There hadn't been awareness, at first. Just oblivion, unaware, unthinking... And then light and warmth and change. It could feel itself stretching out, taking on the form it had been meant to have. Silver eyes blinked as it took in the sudden appearance of senses, staring curiously at the figure in front of it. Not that it had much time before being swept up in the other's arms. Bewildered, the dragon purred tentatively, nudging the girl with its muzzle as it heard her words. "Aeru?" it repeated, making sure, and then dwelling on the sound. "Aeru..." A happy trill followed, and it bumped its muzzle against the girl again. "Crystal!" Aaand that was all the speech it was willing to say at the moment, though the dragon was more than happy to stay suspended in Crystal's arms, humming softly.

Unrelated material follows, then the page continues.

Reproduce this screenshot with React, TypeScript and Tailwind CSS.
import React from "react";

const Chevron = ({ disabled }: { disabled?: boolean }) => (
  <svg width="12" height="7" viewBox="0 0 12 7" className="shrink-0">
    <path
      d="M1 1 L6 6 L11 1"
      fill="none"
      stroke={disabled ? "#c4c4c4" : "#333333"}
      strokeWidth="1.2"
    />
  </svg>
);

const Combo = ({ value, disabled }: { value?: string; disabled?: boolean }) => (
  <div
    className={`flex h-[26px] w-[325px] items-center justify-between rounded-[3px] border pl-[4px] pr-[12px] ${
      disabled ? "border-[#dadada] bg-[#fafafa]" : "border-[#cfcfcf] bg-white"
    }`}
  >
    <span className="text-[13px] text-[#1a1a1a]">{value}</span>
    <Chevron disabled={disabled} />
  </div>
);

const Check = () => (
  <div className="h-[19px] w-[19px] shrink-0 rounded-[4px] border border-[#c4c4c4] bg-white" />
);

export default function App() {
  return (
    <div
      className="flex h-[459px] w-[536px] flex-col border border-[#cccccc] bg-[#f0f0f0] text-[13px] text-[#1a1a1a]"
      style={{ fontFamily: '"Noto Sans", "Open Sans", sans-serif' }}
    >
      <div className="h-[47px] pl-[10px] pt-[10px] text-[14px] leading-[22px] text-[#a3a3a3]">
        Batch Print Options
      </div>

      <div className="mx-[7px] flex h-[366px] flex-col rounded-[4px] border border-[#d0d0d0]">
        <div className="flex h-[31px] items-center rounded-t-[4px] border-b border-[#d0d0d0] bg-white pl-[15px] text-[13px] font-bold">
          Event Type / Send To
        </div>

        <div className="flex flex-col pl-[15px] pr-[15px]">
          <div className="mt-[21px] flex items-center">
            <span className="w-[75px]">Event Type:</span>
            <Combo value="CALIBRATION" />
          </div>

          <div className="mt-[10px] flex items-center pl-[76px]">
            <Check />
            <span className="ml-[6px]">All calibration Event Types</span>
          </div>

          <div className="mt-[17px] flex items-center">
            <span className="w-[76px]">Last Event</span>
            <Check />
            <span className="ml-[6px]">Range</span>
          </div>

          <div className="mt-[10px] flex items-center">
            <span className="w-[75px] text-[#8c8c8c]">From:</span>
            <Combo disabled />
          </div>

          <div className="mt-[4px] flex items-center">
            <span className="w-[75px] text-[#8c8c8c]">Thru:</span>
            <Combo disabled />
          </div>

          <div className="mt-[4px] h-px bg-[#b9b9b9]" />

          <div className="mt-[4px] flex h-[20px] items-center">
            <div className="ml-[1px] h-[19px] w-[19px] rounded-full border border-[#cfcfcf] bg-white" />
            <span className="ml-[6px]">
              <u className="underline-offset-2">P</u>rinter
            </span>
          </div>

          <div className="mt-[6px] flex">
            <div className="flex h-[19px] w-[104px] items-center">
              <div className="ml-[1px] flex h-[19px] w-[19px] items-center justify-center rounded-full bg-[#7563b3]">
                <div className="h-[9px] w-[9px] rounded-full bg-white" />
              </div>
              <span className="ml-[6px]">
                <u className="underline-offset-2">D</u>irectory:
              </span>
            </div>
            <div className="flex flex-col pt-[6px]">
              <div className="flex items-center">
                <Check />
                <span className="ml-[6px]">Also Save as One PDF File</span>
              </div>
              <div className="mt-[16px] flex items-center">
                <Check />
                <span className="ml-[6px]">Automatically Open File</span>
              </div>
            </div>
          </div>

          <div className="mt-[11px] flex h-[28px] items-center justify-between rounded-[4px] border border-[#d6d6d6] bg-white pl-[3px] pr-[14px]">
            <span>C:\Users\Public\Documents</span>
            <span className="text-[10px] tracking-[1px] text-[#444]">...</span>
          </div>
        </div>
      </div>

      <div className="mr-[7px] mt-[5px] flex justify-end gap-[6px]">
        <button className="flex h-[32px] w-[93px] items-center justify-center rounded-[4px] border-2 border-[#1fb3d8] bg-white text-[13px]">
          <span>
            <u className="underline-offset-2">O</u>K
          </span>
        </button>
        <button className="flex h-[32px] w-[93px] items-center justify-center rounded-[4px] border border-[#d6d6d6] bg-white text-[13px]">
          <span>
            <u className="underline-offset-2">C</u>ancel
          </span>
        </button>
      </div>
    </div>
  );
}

It was, however, absolutely impossible for it not to notice the arrival of another dragon - one so large that it almost escaped comprehension. Eyes going wide, the dragon squirmed, not sure whether to go nearer or back away. One thing was clear to it, though: it wanted to be just as large, or larger.


----------



## Mewtwo (Jul 21, 2010)

Crystal smiled as Aeru repeated its name, and then hers. "Your voice is pretty." she said, as Aeru squirmed in her arms. "What is it?" Crystal asked, suddenly hearing and seeing the giant Starlight Dragon. "Oh, that? I'm sureyou'll be even bigger and better than _that_ dragon!"


----------



## Barubu (Jul 21, 2010)

Matthew continued walking towards the area where the representative had pointed. Once he and the other participants reached said spot, the representative said something about Starlight, which Matt couldn't quite hear over the sound of Lucy purring so loudly. Matt quickly figured out what the man was saying, though. A giant beast of a dragon dropped down behind the audience and quickly fell asleep. Lucy immediately stopped purring. She didn't seem scared; more excited than anything.


----------



## Mewtwo (Jul 21, 2010)

The Dragon, fully comprehending its name was Lucy, saw a giant Dragon not unlike her go onto the stage. She stopped purring and looked up at it in awe. She hoped she would be even bigger and better than that one someday! Until then, she must learn to live with this... creature she seemed to bond with. "...Hi..." Lucy said, attempting to speak. "You... are my... owner..." she said, liking the sound of her voice. "I have name now, thanks to you. It's Lucy! What's yours?"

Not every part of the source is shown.